_What is asked_: Repeat exactly the lines running from the first line of the data to the line containing "1000, 1100, 1200];", both ends included, and nothing else; drop the pictures.

---- Dataset extract

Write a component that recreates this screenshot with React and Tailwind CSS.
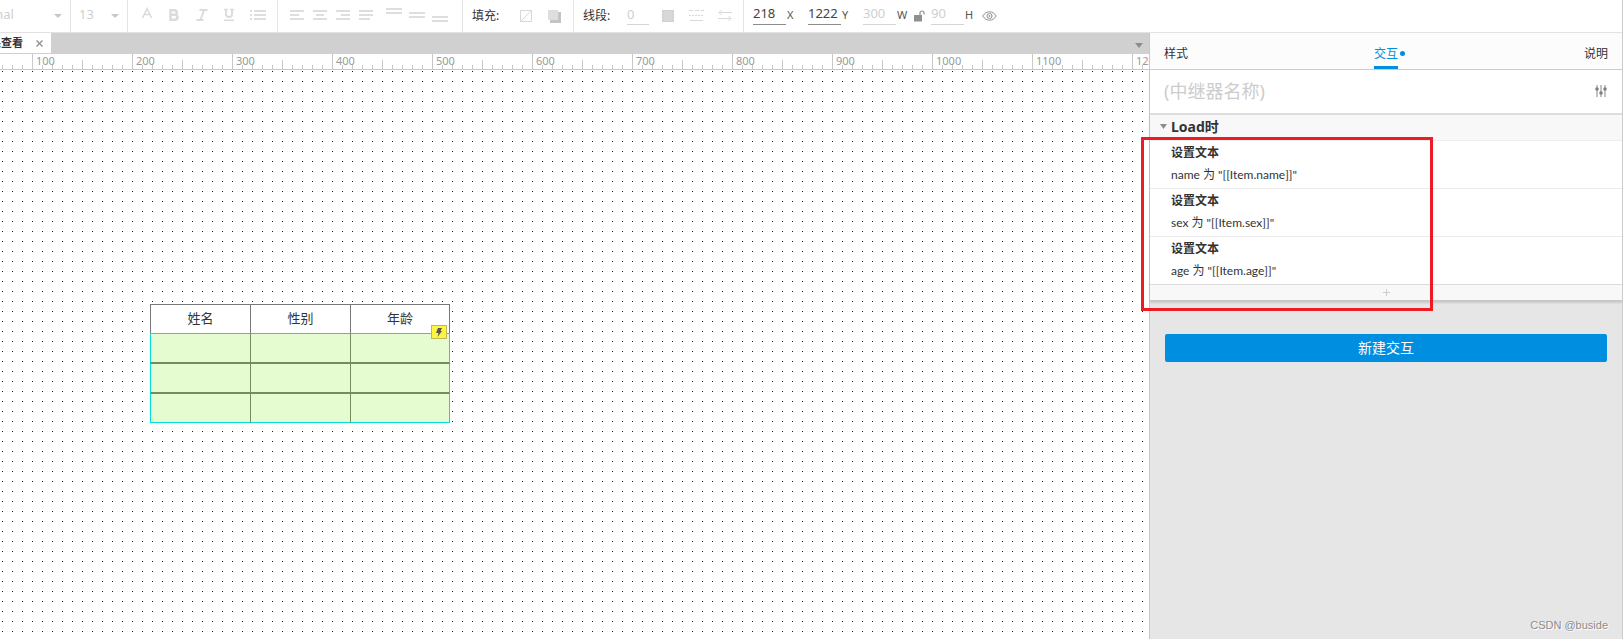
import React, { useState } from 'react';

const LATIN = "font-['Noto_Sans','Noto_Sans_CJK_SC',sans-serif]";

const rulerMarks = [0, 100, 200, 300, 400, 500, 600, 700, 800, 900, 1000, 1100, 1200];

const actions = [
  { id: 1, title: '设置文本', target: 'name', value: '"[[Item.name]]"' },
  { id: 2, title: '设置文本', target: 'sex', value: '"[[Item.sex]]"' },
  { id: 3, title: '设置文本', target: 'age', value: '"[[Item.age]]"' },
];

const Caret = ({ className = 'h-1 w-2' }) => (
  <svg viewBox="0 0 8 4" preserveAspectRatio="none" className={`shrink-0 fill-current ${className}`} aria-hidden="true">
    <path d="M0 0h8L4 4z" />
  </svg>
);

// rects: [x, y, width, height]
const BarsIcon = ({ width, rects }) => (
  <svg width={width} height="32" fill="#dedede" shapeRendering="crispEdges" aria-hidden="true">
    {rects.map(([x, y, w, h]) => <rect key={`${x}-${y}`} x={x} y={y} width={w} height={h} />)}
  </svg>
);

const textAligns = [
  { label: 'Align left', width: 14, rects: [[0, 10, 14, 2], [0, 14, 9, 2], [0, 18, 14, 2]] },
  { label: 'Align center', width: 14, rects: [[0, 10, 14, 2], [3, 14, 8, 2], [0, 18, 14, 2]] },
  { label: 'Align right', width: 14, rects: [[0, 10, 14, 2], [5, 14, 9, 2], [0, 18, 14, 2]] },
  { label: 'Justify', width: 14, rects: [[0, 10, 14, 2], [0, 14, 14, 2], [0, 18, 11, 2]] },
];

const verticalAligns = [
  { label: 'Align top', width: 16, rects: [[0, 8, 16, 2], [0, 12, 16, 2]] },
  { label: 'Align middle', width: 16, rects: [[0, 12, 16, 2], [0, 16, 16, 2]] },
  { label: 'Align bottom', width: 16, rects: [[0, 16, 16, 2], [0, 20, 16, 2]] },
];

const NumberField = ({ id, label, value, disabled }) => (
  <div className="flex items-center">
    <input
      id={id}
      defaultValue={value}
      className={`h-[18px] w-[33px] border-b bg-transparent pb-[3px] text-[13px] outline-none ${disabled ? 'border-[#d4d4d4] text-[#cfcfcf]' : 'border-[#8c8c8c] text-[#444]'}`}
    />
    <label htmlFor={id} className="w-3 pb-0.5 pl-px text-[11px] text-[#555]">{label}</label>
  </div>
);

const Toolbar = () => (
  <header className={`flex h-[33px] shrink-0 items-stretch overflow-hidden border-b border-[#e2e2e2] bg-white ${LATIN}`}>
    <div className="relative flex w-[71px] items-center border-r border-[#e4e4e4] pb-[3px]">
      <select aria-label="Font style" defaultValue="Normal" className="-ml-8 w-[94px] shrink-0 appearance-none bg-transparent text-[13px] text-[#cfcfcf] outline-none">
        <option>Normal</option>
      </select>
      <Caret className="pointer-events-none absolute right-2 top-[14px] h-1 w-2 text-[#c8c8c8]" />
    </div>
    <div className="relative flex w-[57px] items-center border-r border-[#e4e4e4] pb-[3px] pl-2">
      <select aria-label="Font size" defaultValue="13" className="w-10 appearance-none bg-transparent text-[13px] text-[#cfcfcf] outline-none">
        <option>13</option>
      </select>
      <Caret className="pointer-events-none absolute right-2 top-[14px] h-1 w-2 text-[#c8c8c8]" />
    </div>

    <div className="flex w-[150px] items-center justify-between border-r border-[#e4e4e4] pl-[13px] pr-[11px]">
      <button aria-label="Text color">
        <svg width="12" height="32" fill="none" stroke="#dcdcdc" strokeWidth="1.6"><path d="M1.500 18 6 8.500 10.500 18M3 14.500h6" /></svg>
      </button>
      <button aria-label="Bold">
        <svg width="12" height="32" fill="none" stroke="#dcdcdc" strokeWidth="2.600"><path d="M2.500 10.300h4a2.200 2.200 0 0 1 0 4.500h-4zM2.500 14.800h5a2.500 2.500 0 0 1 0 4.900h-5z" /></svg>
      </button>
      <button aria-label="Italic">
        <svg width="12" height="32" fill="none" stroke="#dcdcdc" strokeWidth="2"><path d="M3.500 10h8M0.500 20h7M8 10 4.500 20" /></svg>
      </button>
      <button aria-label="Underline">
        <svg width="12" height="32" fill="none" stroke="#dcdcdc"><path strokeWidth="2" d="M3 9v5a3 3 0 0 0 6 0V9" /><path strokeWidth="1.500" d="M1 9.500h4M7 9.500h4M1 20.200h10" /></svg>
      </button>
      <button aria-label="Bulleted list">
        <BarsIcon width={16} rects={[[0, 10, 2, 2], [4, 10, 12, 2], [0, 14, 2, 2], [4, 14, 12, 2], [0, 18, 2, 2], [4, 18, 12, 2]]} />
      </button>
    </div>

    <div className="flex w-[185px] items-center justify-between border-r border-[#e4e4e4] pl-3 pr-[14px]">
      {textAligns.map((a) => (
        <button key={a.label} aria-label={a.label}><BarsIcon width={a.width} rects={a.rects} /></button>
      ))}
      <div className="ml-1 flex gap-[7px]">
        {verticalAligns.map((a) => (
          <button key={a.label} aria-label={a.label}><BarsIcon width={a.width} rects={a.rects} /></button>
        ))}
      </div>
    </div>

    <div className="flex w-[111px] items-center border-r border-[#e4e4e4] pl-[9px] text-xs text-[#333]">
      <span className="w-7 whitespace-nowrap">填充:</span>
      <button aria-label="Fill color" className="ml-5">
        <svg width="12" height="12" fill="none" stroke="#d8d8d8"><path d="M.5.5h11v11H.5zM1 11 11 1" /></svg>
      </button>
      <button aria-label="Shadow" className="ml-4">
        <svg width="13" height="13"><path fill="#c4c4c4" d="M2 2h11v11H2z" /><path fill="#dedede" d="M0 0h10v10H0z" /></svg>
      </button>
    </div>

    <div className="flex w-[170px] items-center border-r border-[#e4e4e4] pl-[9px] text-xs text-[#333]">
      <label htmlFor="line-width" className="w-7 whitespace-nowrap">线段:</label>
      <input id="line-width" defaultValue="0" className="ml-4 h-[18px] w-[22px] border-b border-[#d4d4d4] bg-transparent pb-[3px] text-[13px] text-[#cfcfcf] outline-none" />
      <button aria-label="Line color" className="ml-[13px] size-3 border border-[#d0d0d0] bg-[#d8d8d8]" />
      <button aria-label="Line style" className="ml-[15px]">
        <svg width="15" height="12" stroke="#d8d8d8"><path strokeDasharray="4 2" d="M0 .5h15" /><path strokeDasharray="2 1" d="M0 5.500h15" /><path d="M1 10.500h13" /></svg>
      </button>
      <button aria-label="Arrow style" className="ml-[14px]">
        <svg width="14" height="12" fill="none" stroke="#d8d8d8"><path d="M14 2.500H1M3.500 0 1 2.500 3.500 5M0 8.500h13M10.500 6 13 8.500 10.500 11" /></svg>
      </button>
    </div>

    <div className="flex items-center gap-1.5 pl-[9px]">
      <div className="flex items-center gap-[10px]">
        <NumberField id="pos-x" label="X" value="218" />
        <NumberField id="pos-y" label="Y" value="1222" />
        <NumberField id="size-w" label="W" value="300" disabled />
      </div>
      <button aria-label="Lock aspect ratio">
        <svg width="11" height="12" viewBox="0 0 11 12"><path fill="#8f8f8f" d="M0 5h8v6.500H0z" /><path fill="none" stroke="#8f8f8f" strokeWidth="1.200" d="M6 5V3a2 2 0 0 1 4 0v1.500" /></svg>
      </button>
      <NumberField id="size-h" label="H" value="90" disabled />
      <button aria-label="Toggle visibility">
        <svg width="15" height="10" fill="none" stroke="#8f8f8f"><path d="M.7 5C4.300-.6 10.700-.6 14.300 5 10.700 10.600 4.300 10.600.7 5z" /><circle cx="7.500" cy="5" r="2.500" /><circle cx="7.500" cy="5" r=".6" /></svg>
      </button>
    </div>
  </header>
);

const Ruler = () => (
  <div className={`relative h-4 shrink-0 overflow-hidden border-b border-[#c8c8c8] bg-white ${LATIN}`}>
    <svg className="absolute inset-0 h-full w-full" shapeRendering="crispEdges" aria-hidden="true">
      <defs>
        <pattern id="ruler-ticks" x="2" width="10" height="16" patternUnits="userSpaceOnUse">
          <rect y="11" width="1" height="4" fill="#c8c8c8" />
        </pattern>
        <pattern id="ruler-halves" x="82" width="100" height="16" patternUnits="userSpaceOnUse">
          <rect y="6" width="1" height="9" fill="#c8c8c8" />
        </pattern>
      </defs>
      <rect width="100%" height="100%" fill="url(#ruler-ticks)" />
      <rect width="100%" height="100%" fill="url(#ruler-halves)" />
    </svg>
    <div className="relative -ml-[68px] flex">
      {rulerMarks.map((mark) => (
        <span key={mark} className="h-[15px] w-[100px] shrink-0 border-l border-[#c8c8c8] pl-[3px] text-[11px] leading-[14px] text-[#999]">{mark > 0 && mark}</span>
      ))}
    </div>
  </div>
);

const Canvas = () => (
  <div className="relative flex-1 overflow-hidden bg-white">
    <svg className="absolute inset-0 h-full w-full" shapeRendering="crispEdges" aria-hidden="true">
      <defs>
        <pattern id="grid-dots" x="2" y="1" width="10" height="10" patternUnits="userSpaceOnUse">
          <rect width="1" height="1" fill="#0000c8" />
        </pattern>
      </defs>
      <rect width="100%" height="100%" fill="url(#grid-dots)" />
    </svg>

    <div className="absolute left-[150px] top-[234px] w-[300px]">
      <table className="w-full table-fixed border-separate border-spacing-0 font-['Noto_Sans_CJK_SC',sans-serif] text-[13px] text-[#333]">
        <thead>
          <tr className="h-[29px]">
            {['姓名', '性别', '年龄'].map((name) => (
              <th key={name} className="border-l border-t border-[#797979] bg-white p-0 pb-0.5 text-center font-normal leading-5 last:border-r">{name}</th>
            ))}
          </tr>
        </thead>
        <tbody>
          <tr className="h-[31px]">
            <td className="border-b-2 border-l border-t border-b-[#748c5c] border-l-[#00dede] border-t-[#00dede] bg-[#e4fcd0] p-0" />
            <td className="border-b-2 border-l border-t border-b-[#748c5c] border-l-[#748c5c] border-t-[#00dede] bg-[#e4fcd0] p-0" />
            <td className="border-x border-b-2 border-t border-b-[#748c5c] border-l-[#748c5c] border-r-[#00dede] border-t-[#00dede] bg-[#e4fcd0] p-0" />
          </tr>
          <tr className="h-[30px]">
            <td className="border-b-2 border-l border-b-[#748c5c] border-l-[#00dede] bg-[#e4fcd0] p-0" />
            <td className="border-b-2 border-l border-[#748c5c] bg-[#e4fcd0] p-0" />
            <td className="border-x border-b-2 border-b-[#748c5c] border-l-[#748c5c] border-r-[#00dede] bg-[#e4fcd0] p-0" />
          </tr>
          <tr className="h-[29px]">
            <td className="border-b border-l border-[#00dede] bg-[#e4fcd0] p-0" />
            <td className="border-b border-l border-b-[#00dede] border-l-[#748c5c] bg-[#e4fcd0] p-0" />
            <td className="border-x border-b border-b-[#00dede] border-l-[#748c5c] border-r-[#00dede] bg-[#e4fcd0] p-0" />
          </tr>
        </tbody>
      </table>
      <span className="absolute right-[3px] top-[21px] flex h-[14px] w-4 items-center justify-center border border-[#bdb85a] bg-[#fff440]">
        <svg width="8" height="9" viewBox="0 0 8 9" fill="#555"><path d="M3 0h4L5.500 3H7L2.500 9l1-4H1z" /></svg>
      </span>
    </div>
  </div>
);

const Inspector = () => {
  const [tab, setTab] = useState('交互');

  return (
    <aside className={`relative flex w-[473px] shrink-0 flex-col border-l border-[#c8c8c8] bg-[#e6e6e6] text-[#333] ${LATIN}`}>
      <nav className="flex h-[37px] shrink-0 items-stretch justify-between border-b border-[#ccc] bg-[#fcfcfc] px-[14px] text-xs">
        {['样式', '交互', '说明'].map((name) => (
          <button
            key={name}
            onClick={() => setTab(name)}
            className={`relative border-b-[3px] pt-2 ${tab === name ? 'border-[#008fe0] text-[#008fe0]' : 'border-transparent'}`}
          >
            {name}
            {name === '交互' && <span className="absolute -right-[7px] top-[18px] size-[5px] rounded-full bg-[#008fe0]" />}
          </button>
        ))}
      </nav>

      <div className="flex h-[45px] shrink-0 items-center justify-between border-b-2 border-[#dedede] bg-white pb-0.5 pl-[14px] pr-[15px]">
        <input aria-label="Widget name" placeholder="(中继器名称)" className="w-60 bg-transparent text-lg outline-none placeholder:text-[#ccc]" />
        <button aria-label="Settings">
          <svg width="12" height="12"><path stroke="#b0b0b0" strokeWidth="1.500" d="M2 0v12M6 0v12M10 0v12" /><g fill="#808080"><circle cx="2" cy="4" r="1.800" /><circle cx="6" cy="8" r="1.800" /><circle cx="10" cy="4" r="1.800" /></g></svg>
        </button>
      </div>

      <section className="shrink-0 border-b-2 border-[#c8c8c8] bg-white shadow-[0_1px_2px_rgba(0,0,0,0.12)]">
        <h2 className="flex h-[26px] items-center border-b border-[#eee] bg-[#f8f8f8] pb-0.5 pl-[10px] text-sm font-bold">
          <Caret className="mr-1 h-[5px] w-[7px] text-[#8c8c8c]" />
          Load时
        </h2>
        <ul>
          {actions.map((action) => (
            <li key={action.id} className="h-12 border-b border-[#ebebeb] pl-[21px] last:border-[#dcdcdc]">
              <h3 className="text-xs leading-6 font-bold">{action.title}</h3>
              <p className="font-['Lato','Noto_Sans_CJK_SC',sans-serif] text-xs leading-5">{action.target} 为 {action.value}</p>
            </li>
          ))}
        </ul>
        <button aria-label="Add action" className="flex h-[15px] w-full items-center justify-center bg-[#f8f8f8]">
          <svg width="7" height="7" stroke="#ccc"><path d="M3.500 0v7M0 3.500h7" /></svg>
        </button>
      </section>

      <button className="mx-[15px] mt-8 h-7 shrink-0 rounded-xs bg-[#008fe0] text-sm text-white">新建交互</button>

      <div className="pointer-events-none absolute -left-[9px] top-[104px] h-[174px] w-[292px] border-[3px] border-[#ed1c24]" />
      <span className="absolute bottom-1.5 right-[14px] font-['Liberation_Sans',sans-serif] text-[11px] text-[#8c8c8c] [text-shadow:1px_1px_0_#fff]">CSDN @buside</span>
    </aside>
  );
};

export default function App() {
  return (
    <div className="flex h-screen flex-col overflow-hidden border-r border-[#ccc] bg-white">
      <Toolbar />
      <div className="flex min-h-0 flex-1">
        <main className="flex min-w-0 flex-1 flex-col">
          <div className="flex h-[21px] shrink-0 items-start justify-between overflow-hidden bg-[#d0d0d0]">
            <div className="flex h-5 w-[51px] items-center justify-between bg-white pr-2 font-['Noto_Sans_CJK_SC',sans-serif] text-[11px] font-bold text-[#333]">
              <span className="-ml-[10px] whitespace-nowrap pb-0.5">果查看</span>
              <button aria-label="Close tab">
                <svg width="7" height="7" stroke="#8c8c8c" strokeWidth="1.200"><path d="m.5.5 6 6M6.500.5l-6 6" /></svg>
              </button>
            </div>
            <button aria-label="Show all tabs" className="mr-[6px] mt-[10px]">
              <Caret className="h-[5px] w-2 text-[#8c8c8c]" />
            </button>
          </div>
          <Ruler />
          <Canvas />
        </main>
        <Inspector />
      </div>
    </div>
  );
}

--------

_Result of the exercise_:
Write a component that recreates this screenshot with React and Tailwind CSS.
import React, { useState } from 'react';

const LATIN = "font-['Noto_Sans','Noto_Sans_CJK_SC',sans-serif]";

const rulerMarks = [0, 100, 200, 300, 400, 500, 600, 700, 800, 900, 1000, 1100, 1200];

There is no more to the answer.